From: Marcin Jaczewski <marcinjaczewski86_at_[hidden]>
Date: Mon, 28 Apr 2025 15:55:58 +0200
pon., 28 kwi 2025 o 15:48 Arthur O'Dwyer via Std-Proposals
<std-proposals_at_[hidden]> napisał(a):
>
> On Mon, Apr 28, 2025 at 7:46 AM None via Std-Proposals <std-proposals_at_[hidden]> wrote:
>>
>>
>> Problem Description
>> Consider the following function implementing "integer logarithm calculation" (, avoiding the need to define a separate function for special cases, and instead handling both general and exceptional cases within a single function):
>>
>> uint64_t myLog(uint64_t a, uint64_t b) {
>> // Calculate floor(log_b(a))
>> if (isPowerOfTwo(b)) {
>> // Optimized implementation for b being a power of 2
>> } else {
>> // Generic implementation
>> }
>> }
>>
>> When parameter b is known at compile time and is a power of 2, an efficient bit manipulation implementation can be used; but if b is not a compile-time constant, the condition check incurs runtime overhead.
>> This issue can be solved by using a non-type parameter template, but the function call must be written like "myLog<b>(a);", which looks unnatural and lacks consistency with "mylog(a, b)".
>> Existing "if consteval" can only execute a special path when all parameters are constexpr, but cannot optimize for cases where "only specific parameters are constexpr".
>>
>> Proposed Feature
>> I propose introducing a mechanism to detect whether specific parameters are constexpr. Possible syntax forms include (but are not limited to):
>>
>> // Possible syntax form 1a
>> if consteval (parameter_name) {
>
>
> This `if consteval (expr)` seems like the most natural syntax to me.
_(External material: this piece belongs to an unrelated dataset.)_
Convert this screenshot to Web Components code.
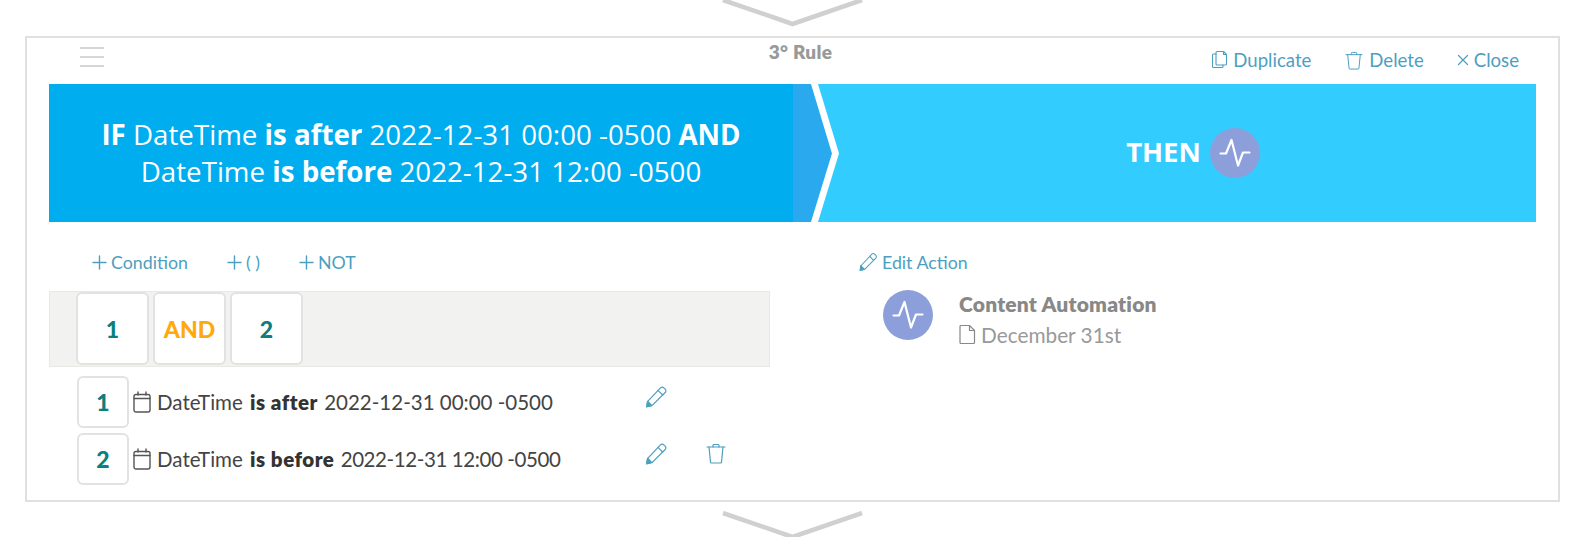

It's fine grammar-wise, since `if consteval` wisely does not permit the following statement to start with anything but a curly brace.
> The semantics are very similar to GCC's `if (__builtin_constant_p(expr))`. It would help your proposal for you to study `__builtin_constant_p` and describe the similarities and the differences (if any).
> I see no reason to restrict the argument to just a lexical parameter name.
>
>> With this mechanism, the above example could be rewritten as:
>>
>> uint64_t myLog(uint64_t a, uint64_t b)
>> {
>> if consteval (b) {
>> if (isPowerOfTwo(b)) {
>> // Optimized implementation for b being compile-time known and a power of 2
>> return ...;
>> }
>> }
>> // Generic implementation
>> }
>
>
> Now, the big problem with this is that just knowing that `b`'s value is known to the compiler at compile-time — a boolean yes/no answer — doesn't give the programmer access to what numeric value the compiler thinks it has!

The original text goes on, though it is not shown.